I received Fermented (coined #fermentedthebook on social media) in the mail a few weeks ago, and I was so excited. Excited about a book about fermentation?

Yes! And here's why. Fermenting seems like such a dangerous, mysterious, potentially poisonous or disgusting way of preparing foods. But fermented foods are So. Darned. Nutritious. Everyone knows it, right?

Well, until now, I've been pretty terrified of trying any fermenting at home. This book changed my mind. Not only because of the no-nonsense information provided by Jill Ciciarelli, but also by the design of the book and the photography.

Seriously. Bill Staley's SUPER CLEAN PHOTOGRAPHY makes the book. Makes it.

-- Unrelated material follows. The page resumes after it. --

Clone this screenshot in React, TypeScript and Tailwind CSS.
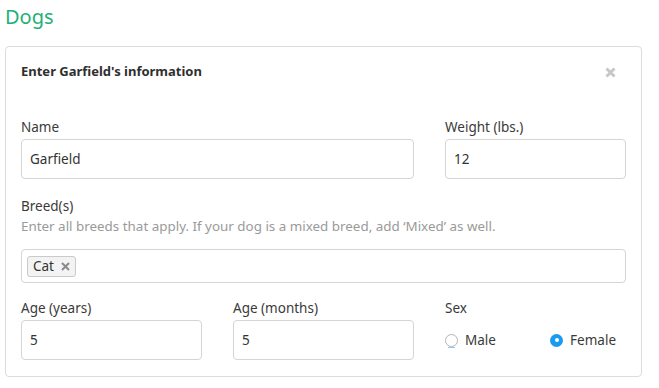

It changes fermentation in my mind from some disgusting, dank, dark, stinky, moldy endeavor into a refined, safe, and clean practice. If, on the other hand, Fermented had been photographed in Aimee Buxton's (currently very en vogue) dark and moody style a la Beyond Bacon (which worked AMAZINGLY for that book, by the way)? It would have perpetuated my prejudice of fermented foods as somehow creepy.


See how clean that cover is? Awesome. The whole book is like that.

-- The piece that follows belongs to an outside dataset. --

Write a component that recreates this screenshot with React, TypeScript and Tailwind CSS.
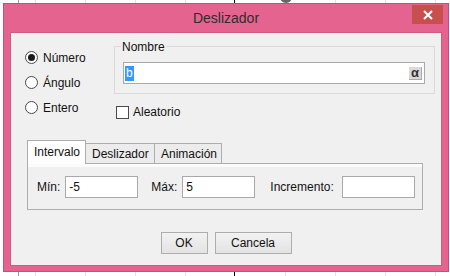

So, I've been reading Fermented, not skimming. I'm a pretty slow reader, so I haven't finished it yet. But it's so chock-full of great information, and de-mystefying the whole process of fermentation. I seriously want to get cracking in the kitchen, making vinegar, kombucha, fermented condiments (tzaziki, mustards, and more), and yogurt. Unfortunately, I should probably hold off on that for a while, since we're getting ready for a big cross-country move. But once we're settled, I'm totally finding a SCOBY (and other mothers).

Another cool thing about this book is how it's organized. It has the basic fermenting methods in the front, then individual, season-specific recipes as you read on. This is great if you try to eat seasonally, buying foods at a farmer's market or from a CSA. It'll answer the question of, “What on earth can I do with another 6 bunches of radishes in my CSA basket this week?”

So what are your thoughts about fermented foods? Are you a huge fan? Have you been cautiously curious? Or are you put off by them completely? Does a book like Fermented by Jill Ciciarelli appeal to you?


4 Comments on Fermented (The Book) by Jill Ciciarelli

  1. Mother b says:

    Does she use starters or just the natural process? Thanks-

  2. Patty says:

    I have been fermnting food for a few months now out of desperation for an unhealthy gut. So my first reaction to this post was, WOW, why didnt i buy that book. I am going right now to amazon! Lovely book!